Bu onu takım içinde istenmeyen adamlardan yapmak için de yeterli sebeplerden biri olarak da görülebilir.
Mesut Özil’in bu dönemde Arsenal Kulübünde işten çıkarılanlara parasal destekte bulunduğunu da biliyoruz. Kulübün bu türden hareketleri kendisine göre hareketler şeklinde değerlendirmiş olması da muhtemel görünüyor.
Ancak kronolojiyi asla kaçırmadan değerlendirmek önemli.
Formasını giydiği Schalke 04, Werder Bremen, Real Madrid, Arsenal ve Almanya Milli Takımının kazandığı şampiyonluklar ve kupalarına direkt katkısı bulunmakta, neredeyse her sene bir kupa veya şampiyonluk kazanmaktadır.
Transfermarkt verilerine göre çıktığı 600 maçta 105 gol atmış, 216 asist yapmıştır.
Mesut Özil, dünyanın yaşayan önemli futbol aktörlerinden biridir.

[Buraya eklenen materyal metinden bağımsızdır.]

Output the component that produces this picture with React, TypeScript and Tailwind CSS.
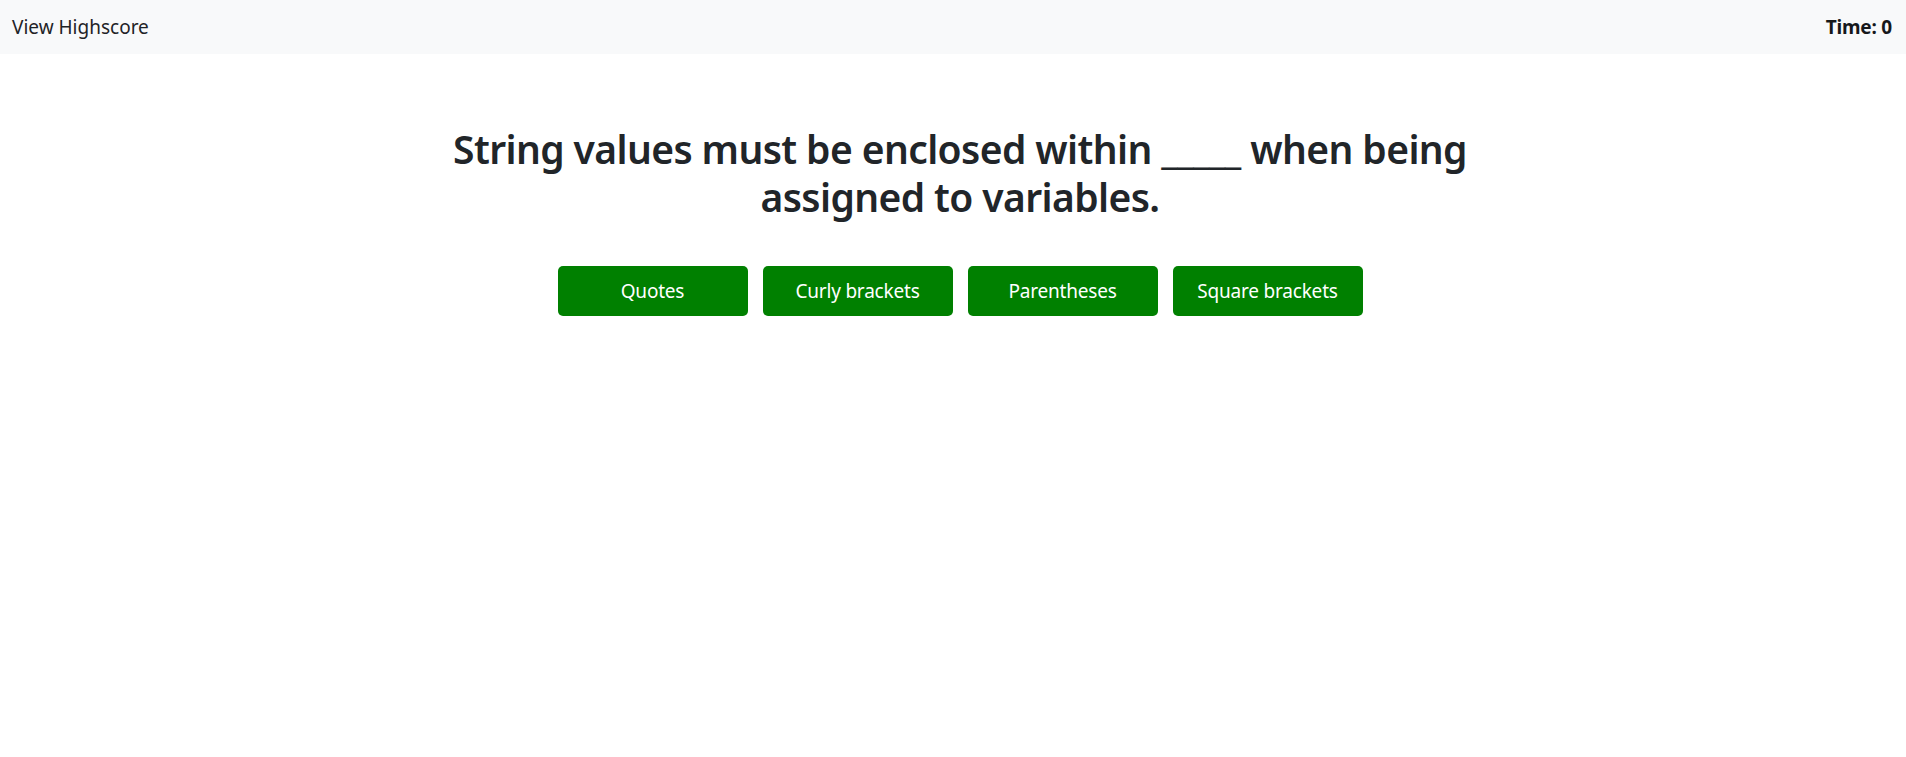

Özil kariyerinde ve yeteneğindeki bir futbolcuya bu süre boyunca tatmin edici teklif gelmemesi de düşündürücüdür.
O inancı veya etnik kimliği ya da insani duygularıyla bir seçim yapmış, duruş sergilemiş ve mesleğini yapamaz hale gelmiştir.
Burada düşünülmesi gereken çok fazla konu olduğu kesindir.
Mesut Özil’in Fenerbahçe transferi gerçekleşir mi bilmiyorum ancak bildiğim uzun zamandır bu kadar kariyere sahip bir oyuncunun Türkiye’ye gelmemiş olmasıdır. Futbolumuz öyle bir krize girdi ki sanki böylesi oyuncuların transferi bir hayale dönüştü.
Heyecanlandıran bir gelişme ve futbolcunun kariyerini etkileyen bu gerçeğin bilinmesini, en azından atlanmamasını istedim.